I feel frustrated because I can’t be with them or help them out in any meaningful way. The only positive thing I can do right now is to stay healthy so I’m not an additional worry for them on top of everything else they’ve got going on. My husband was always the pragmatic one (much like your dad) and it’s been really hard to deal with all of this without him.
Marjorie
Oh, I’m so terribly sorry to hear about your grandson’s illness – what a horrible stress on your family. I think it’s so hard to know what to do for our families right now, besides what we’ve always done – listen and love.
Michael Zoosman
Indeed, this, too, shall pass…or Passover, as my tribe might put it.

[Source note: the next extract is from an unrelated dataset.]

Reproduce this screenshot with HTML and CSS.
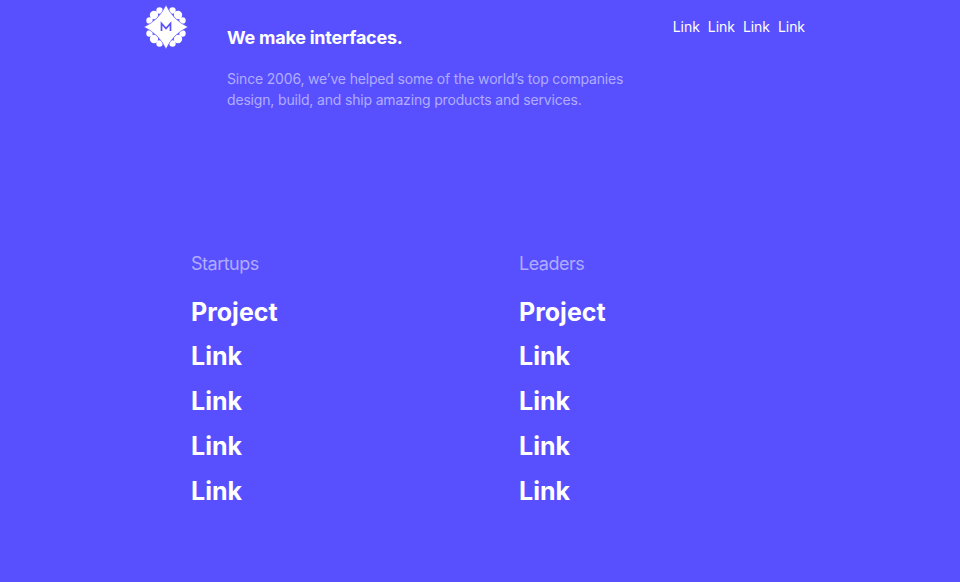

May you and all readers of this blog and your families be safe and healthy!
Sincerely,
Mike
“Love is as strong as death.” (Song of Songs 8:6)
Marjorie
Beautiful. Happy Passover, Mike!
Sharon
Grief is never linear, is it? Wishing you strength and warmth and sympathy.
It’s hard to believe in the midst of all the destruction that spring is here, nonetheless. But there it is, blooming right outside my window.
Marjorie
I think about this EVERY DAY. My flowering tree in my backyard is more gorgeous than it’s ever been. Hope is out there, for sure.
Kate
I can relate to everything that you wrote. I, too, had my first ever complete breakdown last Monday. I started feeling that familiar chest pressure and nauseous feeling early in the afternoon and then it only got worse by the hour. I didn’t sleep the entire night and I just cried and cried. I felt overwhelmed with work, taking care of everyone at home, being far away from my family and desperately missing my husband. I better now, but it took some serious changes to my day and realizing that I simply cannot control my environment and the things happening all around me. This is a very difficult realization for a ‘planner’s like me. One day at the time, Marjorie. We will all get through this and we will pick ourselves up once again and rebuild life. One day at the time….
Marjorie
I’m so sorry that you’ve had a hard week too – last week was HARD. I knew a lot of people who reached their breaking points! Hang in there. It’s all we can do at this point!